→ What to work on: Return every line of the records below verbatim, with no pictures in the copy.

→ Supplied entries:
— Begin —
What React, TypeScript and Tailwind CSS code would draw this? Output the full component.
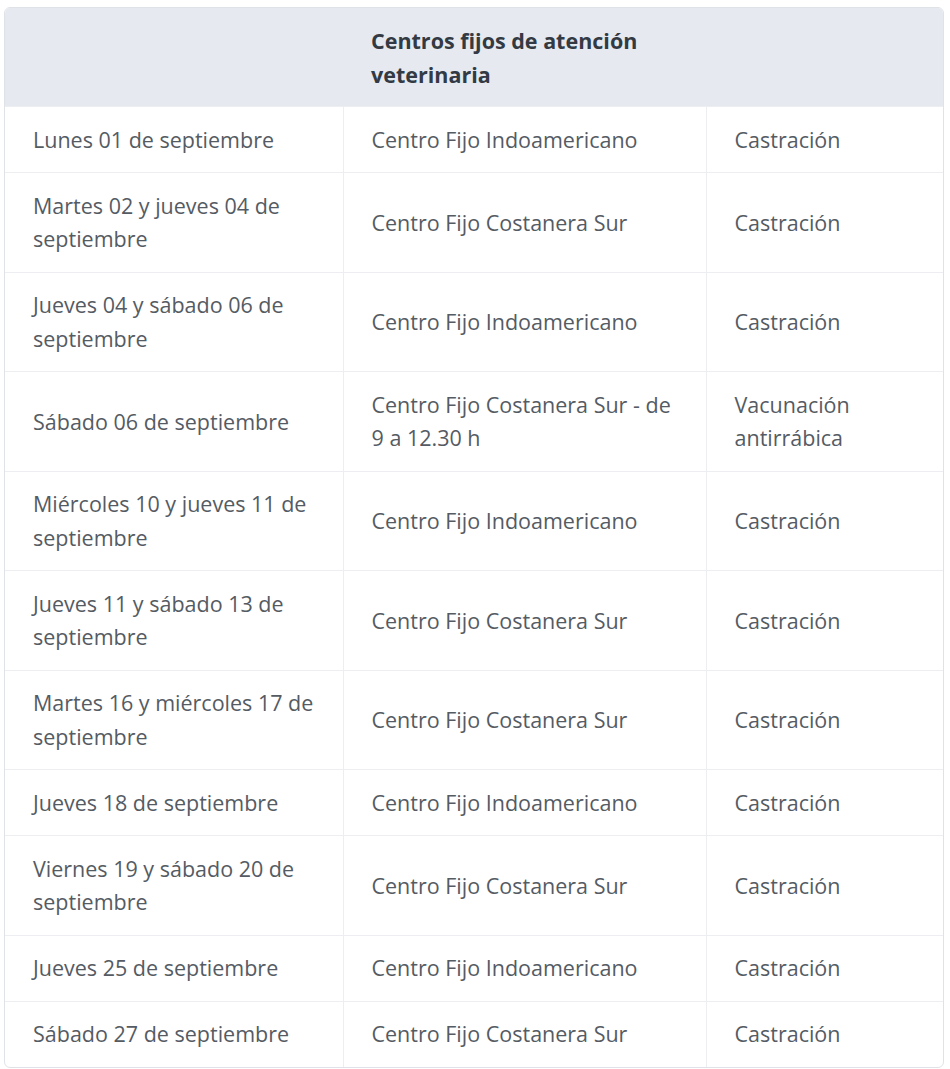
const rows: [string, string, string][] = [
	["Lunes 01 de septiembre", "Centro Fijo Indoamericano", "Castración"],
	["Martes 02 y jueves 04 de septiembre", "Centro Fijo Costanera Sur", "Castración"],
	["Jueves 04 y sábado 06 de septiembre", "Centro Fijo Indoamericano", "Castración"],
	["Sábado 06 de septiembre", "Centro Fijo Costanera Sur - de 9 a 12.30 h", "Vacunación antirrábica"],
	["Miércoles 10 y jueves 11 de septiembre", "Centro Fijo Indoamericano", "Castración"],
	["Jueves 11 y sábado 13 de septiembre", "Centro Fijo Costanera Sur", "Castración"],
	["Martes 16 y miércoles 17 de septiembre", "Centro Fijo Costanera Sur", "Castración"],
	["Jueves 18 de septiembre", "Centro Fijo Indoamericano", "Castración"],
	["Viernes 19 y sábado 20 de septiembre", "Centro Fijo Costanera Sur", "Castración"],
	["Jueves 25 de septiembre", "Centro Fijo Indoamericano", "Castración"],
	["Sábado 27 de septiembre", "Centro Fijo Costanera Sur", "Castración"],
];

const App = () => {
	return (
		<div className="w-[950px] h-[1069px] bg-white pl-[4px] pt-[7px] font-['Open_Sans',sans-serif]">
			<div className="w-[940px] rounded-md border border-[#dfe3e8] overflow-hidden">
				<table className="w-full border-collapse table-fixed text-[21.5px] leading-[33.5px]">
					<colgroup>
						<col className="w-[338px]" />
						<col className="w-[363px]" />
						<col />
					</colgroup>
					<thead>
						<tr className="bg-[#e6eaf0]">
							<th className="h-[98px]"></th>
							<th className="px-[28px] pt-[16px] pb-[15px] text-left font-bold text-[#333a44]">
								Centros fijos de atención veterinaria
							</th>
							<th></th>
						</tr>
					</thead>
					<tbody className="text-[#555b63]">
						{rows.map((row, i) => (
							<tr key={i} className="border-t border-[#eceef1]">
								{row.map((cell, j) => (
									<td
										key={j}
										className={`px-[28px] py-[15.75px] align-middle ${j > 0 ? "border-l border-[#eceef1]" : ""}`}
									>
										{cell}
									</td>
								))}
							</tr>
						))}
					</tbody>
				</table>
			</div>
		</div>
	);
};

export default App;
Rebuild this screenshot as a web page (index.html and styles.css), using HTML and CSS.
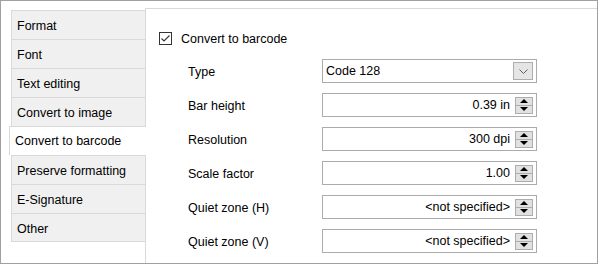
— End —
→ The answer:
What React, TypeScript and Tailwind CSS code would draw this? Output the full component.
const rows: [string, string, string][] = [
	["Lunes 01 de septiembre", "Centro Fijo Indoamericano", "Castración"],
	["Martes 02 y jueves 04 de septiembre", "Centro Fijo Costanera Sur", "Castración"],
	["Jueves 04 y sábado 06 de septiembre", "Centro Fijo Indoamericano", "Castración"],
	["Sábado 06 de septiembre", "Centro Fijo Costanera Sur - de 9 a 12.30 h", "Vacunación antirrábica"],
	["Miércoles 10 y jueves 11 de septiembre", "Centro Fijo Indoamericano", "Castración"],
	["Jueves 11 y sábado 13 de septiembre", "Centro Fijo Costanera Sur", "Castración"],
	["Martes 16 y miércoles 17 de septiembre", "Centro Fijo Costanera Sur", "Castración"],
	["Jueves 18 de septiembre", "Centro Fijo Indoamericano", "Castración"],
	["Viernes 19 y sábado 20 de septiembre", "Centro Fijo Costanera Sur", "Castración"],
	["Jueves 25 de septiembre", "Centro Fijo Indoamericano", "Castración"],
	["Sábado 27 de septiembre", "Centro Fijo Costanera Sur", "Castración"],
];

const App = () => {
	return (
		<div className="w-[950px] h-[1069px] bg-white pl-[4px] pt-[7px] font-['Open_Sans',sans-serif]">
			<div className="w-[940px] rounded-md border border-[#dfe3e8] overflow-hidden">
				<table className="w-full border-collapse table-fixed text-[21.5px] leading-[33.5px]">
					<colgroup>
						<col className="w-[338px]" />
						<col className="w-[363px]" />
						<col />
					</colgroup>
					<thead>
						<tr className="bg-[#e6eaf0]">
							<th className="h-[98px]"></th>
							<th className="px-[28px] pt-[16px] pb-[15px] text-left font-bold text-[#333a44]">
								Centros fijos de atención veterinaria
							</th>
							<th></th>
						</tr>
					</thead>
					<tbody className="text-[#555b63]">
						{rows.map((row, i) => (
							<tr key={i} className="border-t border-[#eceef1]">
								{row.map((cell, j) => (
									<td
										key={j}
										className={`px-[28px] py-[15.75px] align-middle ${j > 0 ? "border-l border-[#eceef1]" : ""}`}
									>
										{cell}
									</td>
								))}
							</tr>
						))}
					</tbody>
				</table>
			</div>
		</div>
	);
};

export default App;
Rebuild this screenshot as a web page (index.html and styles.css), using HTML and CSS.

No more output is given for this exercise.